Site that encourages married people to have affairs has its customer database published online

Its motto is “Life is short. Have an affair.” But life could get much shorter for the cheating partners who used the Ashley Madison website, after hackers published customer details stolen from the company’s database. 

Ashley Madison describes itself as the “world’s leading married dating service for discreet encounters”, and claims to have more than 37 million members, many of those in the UK. However, a team of hackers has threatened to continue publishing the names and addresses of the site’s customers unless the site is taken down. 

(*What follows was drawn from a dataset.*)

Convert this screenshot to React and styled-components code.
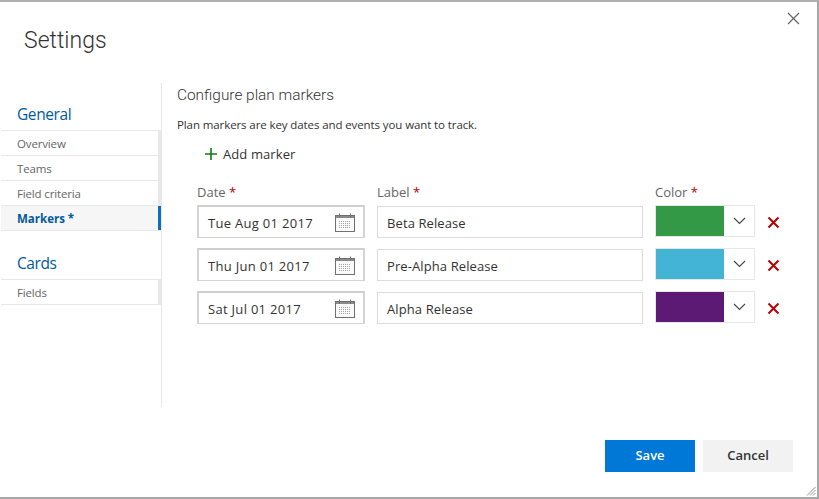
import React from 'react'
import styled, { createGlobalStyle } from 'styled-components'

const GlobalStyle = createGlobalStyle`
    html, body { margin: 0; padding: 0; background: #fff; }
    body { font-family: "Open Sans", "Noto Sans", "Liberation Sans", sans-serif; }
`

const Dialog = styled.div`
    position: relative;
    width: 819px;
    height: 499px;
    box-sizing: border-box;
    background: #fff;
    border-top: 2px solid #b0b0b0;
    border-right: 2px solid #a8a8a8;
    border-bottom: 2px solid #a8a8a8;
    overflow: hidden;
`

const Header = styled.div`
    display: flex;
    justify-content: space-between;
    height: 81px;
`

const Title = styled.h1`
    margin: 22px 0 0 24px;
    font-family: Roboto, "Open Sans", sans-serif;
    font-size: 23px;
    line-height: 34px;
    font-weight: 300;
    color: #333;
`

const CloseButton = styled.div`
    margin: 10px 17px 0 0;
    width: 13px;
    height: 13px;
    display: flex;
`

const Body = styled.div`
    display: flex;
    height: 324px;
`

const Sidebar = styled.nav`
    width: 161px;
    border-right: 1px solid #e6e6e6;
    padding-top: 20px;
    flex-shrink: 0;
`

const Group = styled.div`
    margin-bottom: 21px;
`

const GroupTitle = styled.div`
    height: 27px;
    line-height: 23px;
    margin-left: 1px;
    padding-left: 16px;
    font-size: 15.5px;
    letter-spacing: -0.4px;
    color: #005a9e;
    border-bottom: 1px solid #e8e8e8;
`

const NavItem = styled.div`
    position: relative;
    height: 24px;
    line-height: 25px;
    margin-left: 1px;
    padding-left: 16px;
    font-size: 11.5px;
    letter-spacing: ${p => (p.$active ? '0' : '-0.15px')};
    font-weight: ${p => (p.$active ? 700 : 400)};
    color: ${p => (p.$active ? '#005a9e' : '#666')};
    background: ${p => (p.$active ? '#f6f6f6' : '#fff')};
    border-bottom: 1px solid #e8e8e8;
    &::after {
        content: '';
        position: absolute;
        top: 0;
        right: 0;
        bottom: 0;
        width: 3px;
        background: ${p => (p.$active ? '#106ebe' : '#e8e8e8')};
    }
`

const Main = styled.main`
    flex: 1;
    padding: 1px 0 0 15px;
`

const SectionTitle = styled.h2`
    margin: 0;
    font-family: Roboto, "Open Sans", sans-serif;
    font-size: 15.4px;
    line-height: 22px;
    font-weight: 300;
    color: #333;
`

const Description = styled.p`
    margin: 11px 0 0;
    font-size: 11.5px;
    line-height: 16px;
    letter-spacing: -0.1px;
    color: #333;
`

const AddMarker = styled.div`
    display: flex;
    align-items: center;
    gap: 6px;
    margin: 11px 0 0 28px;
    height: 20px;
    font-size: 13px;
    letter-spacing: 0.1px;
    color: #333;
`

const Grid = styled.div`
    display: grid;
    grid-template-columns: 168px 266px 100px 36px;
    column-gap: 12px;
    row-gap: 11px;
    margin: 20px 0 0 20px;
`

const ColumnLabel = styled.div`
    height: 16px;
    margin-bottom: -5px;
    font-size: 13px;
    line-height: 16px;
    color: #666;
    & b {
        color: #b00000;
        font-weight: 400;
    }
`

const DateField = styled.div`
    box-sizing: border-box;
    height: 33px;
    margin-top: -1px;
    display: flex;
    align-items: center;
    justify-content: space-between;
    padding: 1px 8px 0 9px;
    border: 1px solid #d4d4d4;
    border-top: 2px solid #cfcfcf;
    border-left: 2px solid #d4d4d4;
    border-right: 2px solid #d4d4d4;
    font-size: 13px;
    letter-spacing: 0.3px;
    color: #333;
`

const TextField = styled.div`
    box-sizing: border-box;
    height: 32px;
    display: flex;
    align-items: center;
    padding: 2px 0 0 9px;
    border: 1px solid #dcdcdc;
    font-size: 13px;
    letter-spacing: 0.1px;
    color: #333;
`

const ColorField = styled.div`
    box-sizing: border-box;
    height: 32px;
    margin-top: -1px;
    display: flex;
    border: 1px solid #e6e6e6;
`

const Swatch = styled.div`
    width: 68px;
    background: ${p => p.$color};
`

const Chevron = styled.div`
    flex: 1;
    display: flex;
    align-items: center;
    justify-content: center;
`

const RemoveCell = styled.div`
    display: flex;
    align-items: center;
`

const Footer = styled.div`
    display: flex;
    justify-content: flex-end;
    gap: 8px;
    padding: 33px 24px 0 0;
`

const Button = styled.button`
    width: 90px;
    height: 32px;
    border: none;
    padding: 0 0 2px;
    font-family: inherit;
    font-size: 13px;
    font-weight: 600;
    color: ${p => (p.$primary ? '#fff' : '#333')};
    background: ${p => (p.$primary ? '#0078d7' : '#f2f2f2')};
`

const Grip = styled.svg`
    position: absolute;
    right: 1px;
    bottom: 1px;
`

const CalendarIcon = () => (
    <svg width="20" height="20" viewBox="0 0 20 20">
        <rect x="0.5" y="2.5" width="19" height="16" fill="#fafafa" stroke="#707070" />
        <rect x="1" y="3" width="18" height="2" fill="#8a8a8a" />
        <path d="M4.5 0.5v4M15.5 0.5v4" stroke="#707070" />
        <path d="M4 8.5h12M4 10.5h12M4 12.5h12M4 14.5h12" stroke="#a4a4a4" strokeDasharray="1 1" />
    </svg>
)

const RemoveIcon = () => (
    <svg width="13" height="13" viewBox="0 0 13 13">
        <path d="M1.5 1.5l10 10M11.5 1.5l-10 10" stroke="#b80000" strokeWidth="2" fill="none" />
    </svg>
)

const ChevronIcon = () => (
    <svg width="13" height="8" viewBox="0 0 13 8">
        <path d="M1 1l5.5 5.5L12 1" stroke="#444" strokeWidth="1.1" fill="none" />
    </svg>
)

const generalItems = ['Overview', 'Teams', 'Field criteria']

const markers = [
    { date: 'Tue Aug 01 2017', label: 'Beta Release', color: '#339947' },
    { date: 'Thu Jun 01 2017', label: 'Pre-Alpha Release', color: '#43b4d5' },
    { date: 'Sat Jul 01 2017', label: 'Alpha Release', color: '#5c1a74' }
]

const App = () => (
    <Dialog>
        <GlobalStyle />
        <Header>
            <Title>Settings</Title>
            <CloseButton>
                <svg width="13" height="13" viewBox="0 0 13 13">
                    <path d="M1 1l11 11M12 1L1 12" stroke="#666" strokeWidth="1.2" fill="none" />
                </svg>
            </CloseButton>
        </Header>
        <Body>
            <Sidebar>
                <Group>
                    <GroupTitle>General</GroupTitle>
                    {generalItems.map(el => <NavItem key={el}>{el}</NavItem>)}
                    <NavItem $active>Markers *</NavItem>
                </Group>
                <Group>
                    <GroupTitle>Cards</GroupTitle>
                    <NavItem>Fields</NavItem>
                </Group>
            </Sidebar>
            <Main>
                <SectionTitle>Configure plan markers</SectionTitle>
                <Description>Plan markers are key dates and events you want to track.</Description>
                <AddMarker>
                    <svg width="12" height="12" viewBox="0 0 12 12">
                        <path d="M6 0v12M0 6h12" stroke="#107c10" strokeWidth="1.6" fill="none" />
                    </svg>
                    Add marker
                </AddMarker>
                <Grid>
                    <ColumnLabel>Date <b>*</b></ColumnLabel>
                    <ColumnLabel>Label <b>*</b></ColumnLabel>
                    <ColumnLabel>Color <b>*</b></ColumnLabel>
                    <div />
                    {markers.map(el => (
                        <React.Fragment key={el.label}>
                            <DateField>{el.date}<CalendarIcon /></DateField>
                            <TextField>{el.label}</TextField>
                            <ColorField>
                                <Swatch $color={el.color} />
                                <Chevron><ChevronIcon /></Chevron>
                            </ColorField>
                            <RemoveCell><RemoveIcon /></RemoveCell>
                        </React.Fragment>
                    ))}
                </Grid>
            </Main>
        </Body>
        <Footer>
            <Button $primary>Save</Button>
            <Button>Cancel</Button>
        </Footer>
        <Grip width="10" height="10" viewBox="0 0 10 10">
            <path d="M9.5 1L1 9.5M9.5 4L4 9.5M9.5 7L7 9.5" stroke="#909090" />
        </Grip>
    </Dialog>
)

export default App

The hackers, known as The Impact Team, are reportedly blackmailing the site’s owners, according to a report on KrebsOnSecurity, which broke the story. “Avid Life Media [the site’s owners] has been instructed to take Ashley Madison and Established Men offline permanently in all forms, or we will release all customer records, including profiles with all the customers’ secret sexual fantasies and matching credit card transactions, real names and addresses, and employee documents and emails,” a manifesto published alongside the leaked data reads. 

“We’ve got the complete set of profiles in our DB dumps, and we’ll release them soon if Ashley Madison stays online,” the  hackers add. “And with over 37 million members, mostly from the US and Canada, a significant percentage of the population is about to have a very bad day, including many rich and powerful people.”

The hackers are seemingly confused about the motives for their attack, claiming both that the site failed to deliver on its promise to protect members’ and that those members are morally repugnant. “Too bad for those men, they’re cheating dirtbags and deserve no such discretion,” the hackers state. “Too bad for ALM, you promised secrecy but didn’t deliver.”

A sppokesperson for ALM told Expert Reviews: “Following the earlier unprovoked and criminal intrusion into our system, Avid Life Media immediately engaged one of the world’s top IT security teams to take every possible step toward mitigating the attack.

“Using the Digital Millennium Copyright Act (DMCA), our team has now successfully removed the all posts related to this incident as well as all Personally Identifiable Information about our users published online. We have always had the confidentiality of our customers’ information foremost in our minds and are pleased that the provisions included in the DMCA have been effective in addressing this matter.”